Les puissances régionales sont toujours là
Le Liban «est toujours un lieu de confrontation, de compétition, de polarisation entre l’Arabie saoudite et l’Iran», la puissance régionale chiite, affirme Sami Aoun.
Par exemple, le premier ministre, Saad Hariri, a été confronté à l’influence des Saoudiens lors d’un séjour à Riyad, à l’automne 2017. Dans un discours que personne n’attendait, il a été obligé d’annoncer sa démission et son retrait du gouvernement, blâmant la «mainmise» du Hezbollah. «Le président Michel Aoun avait un discours anti-Saudiens à un certain moment, alors ils étaient furieux et contrariés, et ils ont fait un geste peu commode, anti-protocolaire», contextualise Sami Aoun.
«Hariri a finalement gardé le pouvoir et a repris la marge de manœuvre qu’il avait au début et il a convaincu les Saoudiens que sa façon de faire était la bonne, affirme-t-il.
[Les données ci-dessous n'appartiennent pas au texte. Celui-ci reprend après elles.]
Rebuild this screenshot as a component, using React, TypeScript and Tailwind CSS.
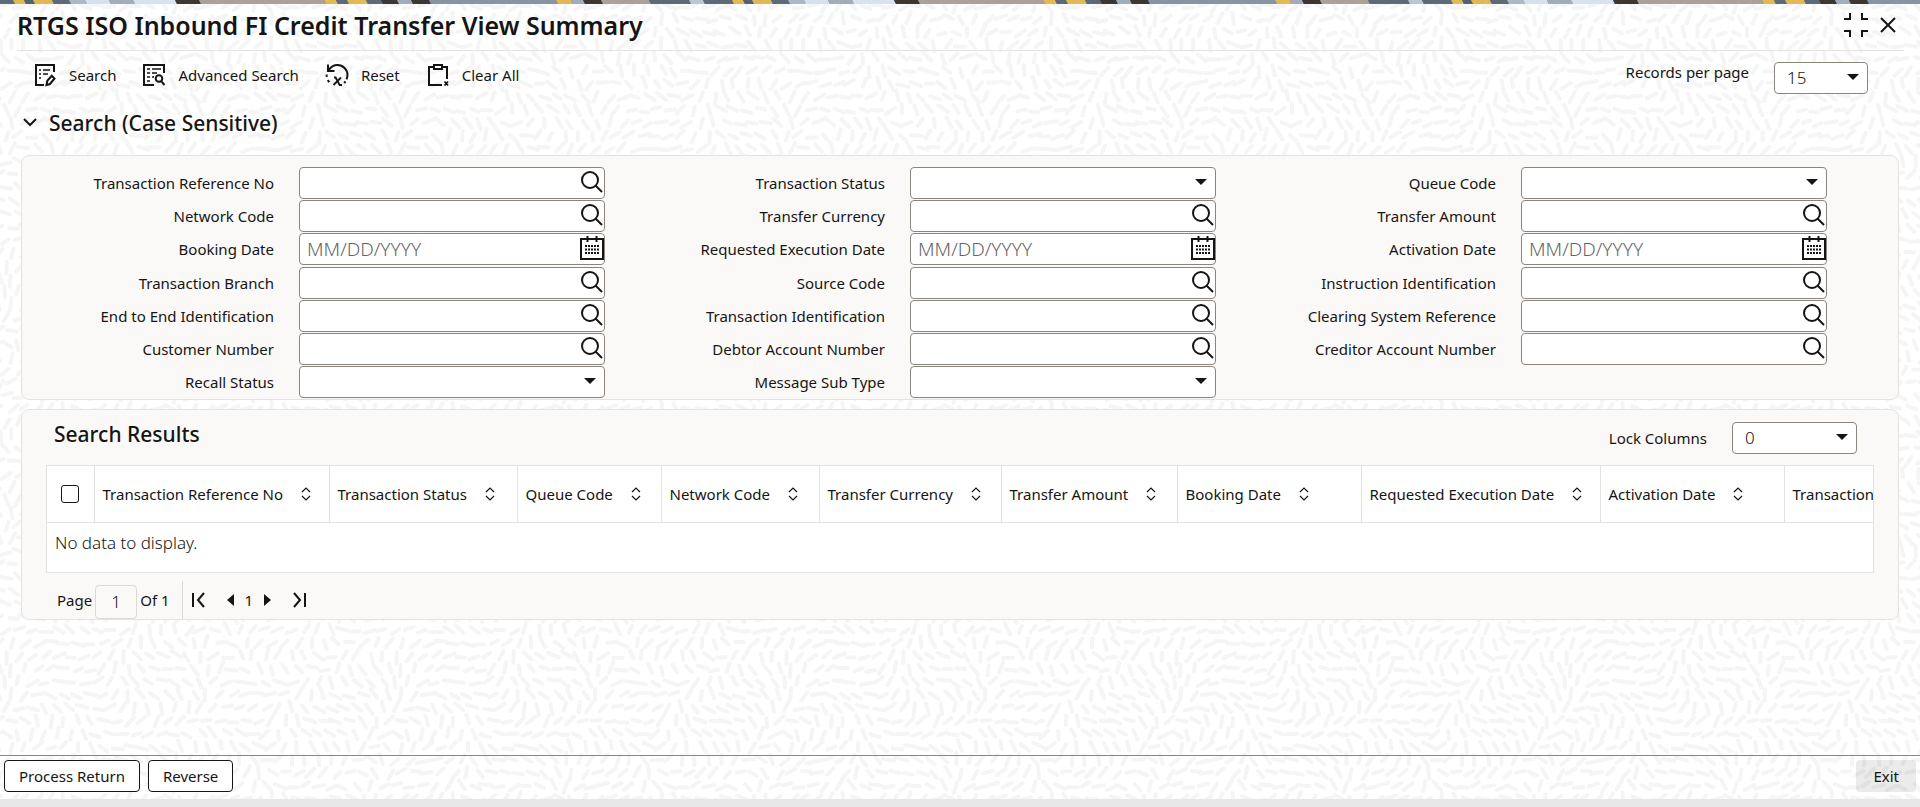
import { useState } from "react";

type Kind = "lov" | "date" | "select";

const fields: { label: string; kind: Kind }[] = [
  { label: "Transaction Reference No", kind: "lov" },
  { label: "Transaction Status", kind: "select" },
  { label: "Queue Code", kind: "select" },
  { label: "Network Code", kind: "lov" },
  { label: "Transfer Currency", kind: "lov" },
  { label: "Transfer Amount", kind: "lov" },
  { label: "Booking Date", kind: "date" },
  { label: "Requested Execution Date", kind: "date" },
  { label: "Activation Date", kind: "date" },
  { label: "Transaction Branch", kind: "lov" },
  { label: "Source Code", kind: "lov" },
  { label: "Instruction Identification", kind: "lov" },
  { label: "End to End Identification", kind: "lov" },
  { label: "Transaction Identification", kind: "lov" },
  { label: "Clearing System Reference", kind: "lov" },
  { label: "Customer Number", kind: "lov" },
  { label: "Debtor Account Number", kind: "lov" },
  { label: "Creditor Account Number", kind: "lov" },
  { label: "Recall Status", kind: "select" },
  { label: "Message Sub Type", kind: "select" },
];

const columns = [
  { label: "Transaction Reference No", width: 235 },
  { label: "Transaction Status", width: 188 },
  { label: "Queue Code", width: 144 },
  { label: "Network Code", width: 158 },
  { label: "Transfer Currency", width: 182 },
  { label: "Transfer Amount", width: 176 },
  { label: "Booking Date", width: 184 },
  { label: "Requested Execution Date", width: 239 },
  { label: "Activation Date", width: 184 },
  { label: "Transaction", width: 200 },
];

// [start, end, fill] inside one repeat of the top strip
const stripe: [number, number, string][] = [
  [0, 14, "#5d6a78"],
  [14, 25, "#e3b953"],
  [25, 34, "#56626f"],
  [34, 53, "#e0b856"],
  [53, 70, "#5d6a78"],
  [70, 86, "#a9b9c9"],
  [86, 110, "#d6e0ee"],
  [110, 134, "#a3adba"],
  [134, 176, "#d9e2ef"],
  [176, 200, "#3d3733"],
  [200, 325, "#aaa29a"],
  [325, 337, "#e3b953"],
  [337, 348, "#5d6a78"],
  [348, 367, "#e3b953"],
  [367, 382, "#5d6a78"],
  [382, 398, "#3d3733"],
  [398, 412, "#a3adba"],
  [412, 430, "#3d3733"],
  [430, 557, "#8794a3"],
  [557, 572, "#e3b953"],
  [572, 584, "#a3adba"],
  [584, 602, "#3d3733"],
  [602, 650, "#aaa29a"],
  [650, 690, "#5d6a78"],
  [690, 704, "#b9c6d5"],
  [704, 719, "#5d6a78"],
];

const TILE = 390;
const CELL = 13;

const noise = (n: number) => {
  const v = Math.sin(n * 127.1 + 11.7) * 43758.5453;
  return v - Math.floor(v);
};

// short dashes that follow a wavy field, seamless at the tile's edges
const dashes: string[] = [];
const count = TILE / CELL;
for (let row = -1; row <= count; row++) {
  for (let col = -1; col <= count; col++) {
    const r = (row + count) % count;
    const c = (col + count) % count;
    const seed = r * count + c;
    const u = (c / count) * Math.PI * 2;
    const v = (r / count) * Math.PI * 2;
    const angle =
      1.4 * Math.sin(u * 2 + Math.cos(v)) +
      1.6 * Math.cos(v * 2 + Math.sin(u)) +
      (noise(seed) - 0.5) * 0.6;
    const half = 4 + noise(seed + 5000) * 2;
    const x = col * CELL + 6 + (noise(seed + 9000) - 0.5) * 4 + (r % 2) * 6;
    const y = row * CELL + 6 + (noise(seed + 7000) - 0.5) * 4;
    const dx = Math.cos(angle) * half;
    const dy = Math.sin(angle) * half;
    dashes.push(
      `M${(x - dx).toFixed(1)} ${(y - dy).toFixed(1)}L${(x + dx).toFixed(1)} ${(y + dy).toFixed(1)}`
    );
  }
}

const Texture = () => (
  <svg
    className="pointer-events-none absolute inset-0 -z-10 h-full w-full"
    aria-hidden="true"
  >
    <defs>
      <pattern
        id="texture"
        width={TILE}
        height={TILE}
        patternUnits="userSpaceOnUse"
      >
        <path
          d={dashes.join("")}
          stroke="#f5f5f5"
          strokeWidth="4"
          strokeLinecap="round"
        />
      </pattern>
    </defs>
    <rect width="100%" height="100%" fill="url(#texture)" />
  </svg>
);

const Strip = () => (
  <svg className="block h-1 w-full" aria-hidden="true">
    <defs>
      <pattern
        id="strip"
        width="719"
        height="4"
        patternUnits="userSpaceOnUse"
      >
        <rect width="719" height="4" fill="#5d6a78" />
        {stripe.map(([from, to, fill]) => (
          <path
            key={from}
            d={`M${from - 1} 0H${to - 1}L${to + 1} 4H${from + 1}Z`}
            fill={fill}
          />
        ))}
      </pattern>
    </defs>
    <rect width="100%" height="4" fill="url(#strip)" />
  </svg>
);

const line = {
  fill: "none",
  stroke: "#161513",
  strokeWidth: 2,
  "aria-hidden": true,
} as const;

const SearchDocIcon = () => (
  <svg width="24" height="24" viewBox="0 0 24 24" {...line}>
    <path d="M11 22H3V2h18v7" />
    <path d="M6 7h2M10 7h7M6 11h2M10 11h5M6 15h2" strokeWidth="1.6" />
    <path d="M13.500 22l.8-4.200 4.500-5 2.700 2.700-4.500 5.500-3.500 1z" />
  </svg>
);

const AdvancedIcon = () => (
  <svg width="24" height="24" viewBox="0 0 24 24" {...line}>
    <path d="M12 22H2V2h20v8" />
    <path
      d="M5 6h3M10 6h9M5 10h3M10 10h5M5 14h3M10 14h2M5 18h3"
      strokeWidth="1.6"
    />
    <circle cx="17" cy="15.5" r="3.3" />
    <path d="M19.2 18.2L22.5 22" />
  </svg>
);

const ResetIcon = () => (
  <svg width="24" height="24" viewBox="0 0 24 24" {...line}>
    <path d="M3 1.500V8h6.500" />
    <path d="M3.500 7.500C6 3.500 9 2 12.500 2 18 2 22.500 6.500 22.500 12c0 1.600-.4 3-1 4.300" />
    <path d="M1.500 11.500l.3 2.300M2.800 17l1.400 2.200M20.500 18.500l-1.300 1.500" />
    <path d="M9 14.500h1.600l4 7.500H17M16 14.500L8.500 22" strokeWidth="1.8" />
  </svg>
);

const ClearIcon = () => (
  <svg width="24" height="24" viewBox="0 0 24 24" {...line}>
    <path d="M8 4H3v18h13M16 4h5v12" />
    <path d="M8 2h8v4H8z" />
    <path d="M18.500 18.500l3.500 4M22 18.500l-3.500 4" strokeWidth="1.8" />
  </svg>
);

const MagnifierIcon = () => (
  <svg width="24" height="24" viewBox="0 0 24 24" {...line}>
    <circle cx="10" cy="10" r="8" />
    <path d="M15.500 15.500L22 22" />
  </svg>
);

const CalendarIcon = () => (
  <svg width="24" height="24" viewBox="0 0 24 24" {...line}>
    <path d="M1 3h22v20H1z" />
    <path d="M7.500 0v6M16.500 0v6" />
    <path
      d="M5 10h14M5 13.500h14M5 17h14"
      strokeWidth="2"
      strokeDasharray="2 1"
    />
  </svg>
);

const Arrow = () => (
  <svg width="12" height="6" viewBox="0 0 12 6" aria-hidden="true">
    <path d="M0 0h12L6 6z" fill="#161513" />
  </svg>
);

const SortIcon = () => (
  <svg width="10" height="14" viewBox="0 0 10 14" {...line} strokeWidth={1.2}>
    <path d="M1 5l4-4 4 4M1 9l4 4 4-4" />
  </svg>
);

const Field = ({ label, kind }: { label: string; kind: Kind }) => {
  const id = label.toLowerCase().replaceAll(" ", "-");
  const box =
    "h-8 w-full appearance-none rounded border border-[#8b8580] bg-white pl-[7px] pr-8 text-[19px] leading-6 font-light placeholder:text-[#656565]";
  return (
    <div
      className={`grid grid-cols-[252fr_25fr_306fr_28fr] items-center ${
        kind === "date" ? "pb-px" : ""
      }`}
    >
      <label htmlFor={id} className="pb-px text-right whitespace-nowrap">
        {label}
      </label>
      <div className="relative col-start-3">
        {kind === "select" ? (
          <>
            <select id={id} className={box}>
              <option></option>
            </select>
            <span className="pointer-events-none absolute top-3 right-[9px]">
              <Arrow />
            </span>
          </>
        ) : (
          <>
            <input
              id={id}
              type="text"
              placeholder={kind === "date" ? "MM/DD/YYYY" : undefined}
              className={box}
            />
            <button
              type="button"
              aria-label={`Pick ${label}`}
              className="absolute top-[3px] right-px"
            >
              {kind === "date" ? <CalendarIcon /> : <MagnifierIcon />}
            </button>
          </>
        )}
      </div>
    </div>
  );
};

const App = () => {
  const [open, setOpen] = useState(true);

  return (
    <div className="relative isolate flex min-h-screen flex-col overflow-hidden bg-white font-['Noto_Sans',sans-serif] text-[15px] leading-5 text-[#161513]">
      <Texture />
      <Strip />

      <header className="mr-4 ml-[17px] flex h-[47px] items-center justify-between border-b border-[#e4e3e2] pb-1">
        <h1 className="text-[25px] leading-8 font-semibold">
          RTGS ISO Inbound FI Credit Transfer View Summary
        </h1>
        <div className="flex items-center gap-2 pr-[6px]">
          <button type="button" aria-label="Restore">
            <svg width="28" height="26" viewBox="0 0 28 26" {...line}>
              <path d="M8 1v6H2M20 1v6h6M8 25v-6H2M20 25v-6h6" />
            </svg>
          </button>
          <button type="button" aria-label="Close">
            <svg width="20" height="20" viewBox="0 0 20 20" {...line}>
              <path d="M3 3l14 14M17 3L3 17" />
            </svg>
          </button>
        </div>
      </header>

      <div className="flex items-start justify-between pt-[11px] pr-[52px] pl-[33px]">
        <div className="flex gap-[26px] pt-px">
          <button type="button" className="flex items-center gap-3">
            <SearchDocIcon />
            Search
          </button>
          <button type="button" className="flex items-center gap-3">
            <AdvancedIcon />
            Advanced Search
          </button>
          <button type="button" className="flex items-center gap-3">
            <ResetIcon />
            Reset
          </button>
          <button type="button" className="flex items-center gap-3">
            <ClearIcon />
            Clear All
          </button>
        </div>
        <div className="flex items-start gap-[25px]">
          <label htmlFor="records">Records per page</label>
          <div className="relative">
            <select
              id="records"
              className="h-8 w-[94px] appearance-none rounded border border-[#8b8580] bg-white px-3 text-[17px] leading-6 font-light"
            >
              <option>15</option>
            </select>
            <span className="pointer-events-none absolute top-3 right-[9px]">
              <Arrow />
            </span>
          </div>
        </div>
      </div>

      <main className="px-[21px]">
        <h2>
          <button
            type="button"
            aria-expanded={open}
            onClick={() => setOpen(!open)}
            className="flex items-center gap-[10px] pt-[15px] pb-[18px] text-[21px] leading-7 font-medium"
          >
            <svg width="18" height="18" viewBox="0 0 18 18" {...line}>
              <path d="M3 5l6 6 6-6" />
            </svg>
            Search (Case Sensitive)
          </button>
        </h2>

        {open && (
          <section className="grid grid-cols-3 gap-y-px rounded-lg border border-[#e4e3e2] bg-[#fbf9f8] pt-[11px] pr-[43px] pb-px">
            {fields.map((field) => (
              <Field key={field.label} {...field} />
            ))}
          </section>
        )}

        <section className="mt-[9px] rounded-lg border border-[#e4e3e2] bg-[#fbf9f8] px-6">
          <div className="flex justify-between pt-3 pr-[17px] pb-[11px] pl-2">
            <h2 className="text-[21px] leading-6 font-medium">
              Search Results
            </h2>
            <div className="flex items-center gap-[25px]">
              <label htmlFor="lock">Lock Columns</label>
              <div className="relative">
                <select
                  id="lock"
                  className="h-8 w-[125px] appearance-none rounded border border-[#8b8580] bg-white px-3 text-[17px] leading-6 font-light"
                >
                  <option>0</option>
                </select>
                <span className="pointer-events-none absolute top-3 right-[9px]">
                  <Arrow />
                </span>
              </div>
            </div>
          </div>

          <div className="overflow-hidden border border-[#e4e3e2] bg-white">
            <table className="w-max table-fixed border-collapse">
              <thead>
                <tr className="h-14 border-b border-[#e4e3e2]">
                  <th className="w-[47px] border-r border-[#e4e3e2]">
                    <input
                      type="checkbox"
                      aria-label="Select all rows"
                      className="mx-auto block h-[18px] w-[18px] appearance-none rounded-[3px] border border-[#161513] bg-white"
                    />
                  </th>
                  {columns.map((column) => (
                    <th
                      key={column.label}
                      className="border-r border-[#e4e3e2] px-2 text-left font-normal"
                      style={{ width: column.width, minWidth: column.width }}
                    >
                      <button
                        type="button"
                        className="flex items-center gap-[18px] whitespace-nowrap"
                      >
                        {column.label}
                        <SortIcon />
                      </button>
                    </th>
                  ))}
                </tr>
              </thead>
              <tbody>
                <tr>
                  <td
                    colSpan={columns.length + 1}
                    className="px-2 pt-2 pb-[17px] text-[17px] leading-6 font-light"
                  >
                    No data to display.
                  </td>
                </tr>
              </tbody>
            </table>
          </div>

          <nav
            aria-label="Pagination"
            className="flex items-center pt-2 pl-[11px]"
          >
            <label htmlFor="page">Page</label>
            <input
              id="page"
              type="text"
              defaultValue="1"
              className="mt-1 mr-[3px] ml-[3px] h-[34px] w-[42px] rounded border border-[#dcdad8] text-center text-[17px] font-light"
            />
            Of 1
            <span className="mr-2 ml-3 h-[38px] w-px bg-[#dcdad8]" />
            <button type="button" aria-label="First page">
              <svg width="16" height="16" viewBox="0 0 16 16" {...line}>
                <path d="M2 1v14M13 1L7 8l6 7" />
              </svg>
            </button>
            <button type="button" aria-label="Previous page" className="ml-5">
              <svg width="8" height="12" viewBox="0 0 8 12">
                <path d="M7 0v12L0 6z" fill="#161513" />
              </svg>
            </button>
            <span className="mx-[10px]">1</span>
            <button type="button" aria-label="Next page">
              <svg width="8" height="12" viewBox="0 0 8 12">
                <path d="M1 0v12l7-6z" fill="#161513" />
              </svg>
            </button>
            <button type="button" aria-label="Last page" className="ml-5">
              <svg width="16" height="16" viewBox="0 0 16 16" {...line}>
                <path d="M14 1v14M3 1l6 7-6 7" />
              </svg>
            </button>
          </nav>
        </section>
      </main>

      <footer className="mt-auto flex items-center gap-2 border-t border-[#8b8580] px-1 pt-1 pb-[7px]">
        <button
          type="button"
          className="h-8 rounded border border-[#161513] bg-white px-[14px]"
        >
          Process Return
        </button>
        <button
          type="button"
          className="h-8 rounded border border-[#161513] bg-white px-[14px]"
        >
          Reverse
        </button>
        <button
          type="button"
          className="ml-auto h-8 rounded bg-black/8 px-[17px]"
        >
          Exit
        </button>
      </footer>
      <div className="h-2 bg-[#e7e7e7]" />
    </div>
  );
};

export default App;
Mais Hariri a compris le message qu’il ne pouvait pas défier le pourvoyeur d’argent le plus important pour lui: l’Arabie saoudite.»
De son côté, le Hezbollah, allié libanais de l’Iran, reste «un des acteurs les plus influents et les plus décisifs au Liban», signale le politologue. Cette présence ne semble pourtant pas créer la panique en Israël, antagoniste virulent de l’État perse. «Les Israéliens n’ont pas vraiment peur du Hezbollah, ils le voient comme un acteur rationnel qui a à cœur les intérêts de sa communauté et ils ne vont pas s’aventurer dans une guerre mutuellement destructrice.»
Reste à voir, désormais, la réaction américaine en cas d’une victoire (incertaine, souligne M. Aoun) du Hezbollah. «Il faut s’attendre à une nouvelle stratégie américaine, prédit-il. Ils ont imposé des sanctions au Hezbollah, mais le groupe a su éviter les dommages. Toutefois, si les États-Unis rejettent l’entente sur le nucléaire iranien, on ne peut pas savoir ce qui va se produire.»